The Governor renewed his warning against policy swings for political gain, acknowledging that this remained a concern.
The fiscal side is broadly on track and the overall Budget deficit was larger than the target primarily due to drought relief but despite that a couple of significant structural changes have been achieved such as a primary surplus and VAT reforms.
Revenue enhancement will continue and that is crucial. I’m sure there will be political pressure to undermine the framework but it is very important that this fiscal consolidation continues and the progress the Government has made is reflected in the recent Staff Level agreement with the IMF on the fourth review of the Extended Fund Facility (EFF).”
Rupee extends losses, hits fresh all-time closing low
Reuters: The Sri Lankan rupee weakened to a record closing low yesterday, as dollar demand from importers and banks surpassed the exporter greenback sales, dealers said.
The rupee closed at 157.75/95 against the dollar yesterday, weakening further from its previous record low of 157.60/75 hit on 25 April.
The rupee has fallen 0.9% so far this week and 1.4% this month.
“There were some dollar conversions by exporters. But the demand was high from importers and also some foreigners selling Government securities,” a currency dealer said.

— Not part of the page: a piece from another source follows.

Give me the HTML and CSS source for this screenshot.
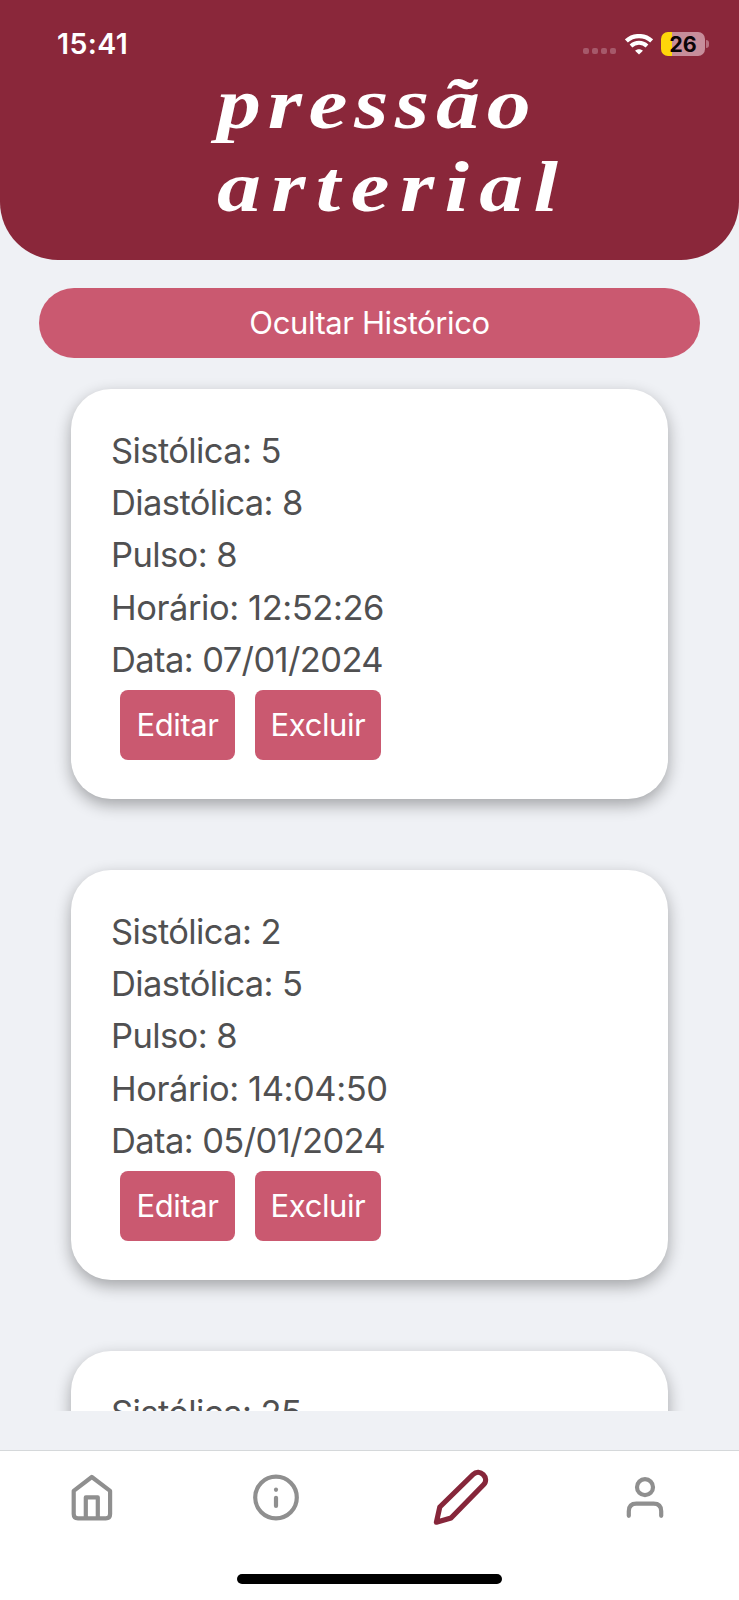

Some dealers said dollar purchases by oil importers, who usually buy dollars from banks, weighed on the currency.
The rupee has weakened 2.7% so far this year. It dropped 2.5% last year and 3.9% in 2016.
The International Monetary Fund said last week that the Central Bank should continue to remain vigilant in guarding against inflationary pressures, “while continuing to build reserves and supporting greater exchange rate flexibility”.
Dealers said they expect the rupee to gradually weaken and face higher volatility this year due to debt repayments by the Government.
Foreign investors sold Government securities worth a net Rs. 1.8 billion ($11.5 million) so far this year through 18 April, Central Bank data showed.